* Description of the task *
Work out how many lines contain "screenshot". Reply with the count alone.
## begin Dataset records
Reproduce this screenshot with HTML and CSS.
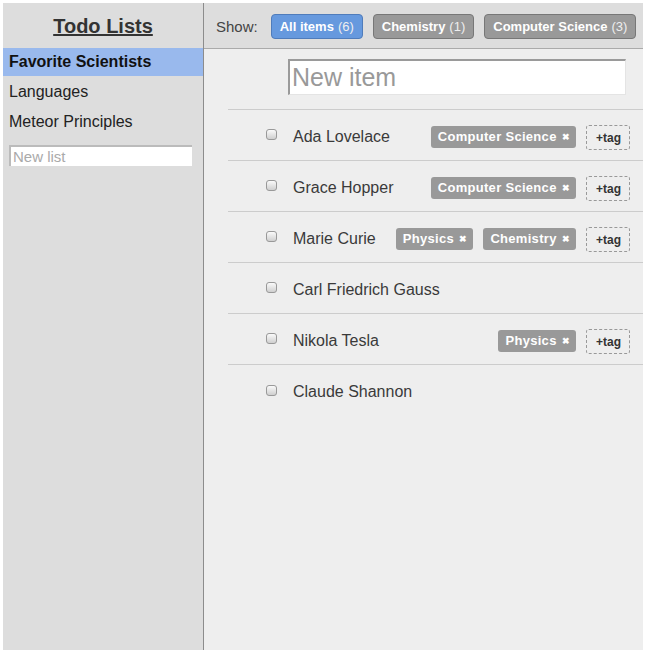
## end Dataset records
## begin Dataset records
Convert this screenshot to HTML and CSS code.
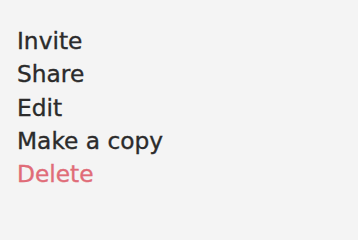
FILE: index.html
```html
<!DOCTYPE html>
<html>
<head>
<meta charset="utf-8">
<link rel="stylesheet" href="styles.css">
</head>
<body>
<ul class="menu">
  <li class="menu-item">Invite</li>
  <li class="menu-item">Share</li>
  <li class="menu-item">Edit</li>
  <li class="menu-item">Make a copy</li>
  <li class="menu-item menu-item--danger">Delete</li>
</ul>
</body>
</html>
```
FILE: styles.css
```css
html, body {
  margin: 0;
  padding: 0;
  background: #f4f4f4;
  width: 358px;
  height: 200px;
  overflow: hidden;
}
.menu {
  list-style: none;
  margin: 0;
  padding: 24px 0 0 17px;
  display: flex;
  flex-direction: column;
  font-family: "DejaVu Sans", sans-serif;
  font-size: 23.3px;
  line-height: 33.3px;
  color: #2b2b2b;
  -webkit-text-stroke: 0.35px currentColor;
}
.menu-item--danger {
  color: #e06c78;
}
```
## end Dataset records
* Result of the task *
2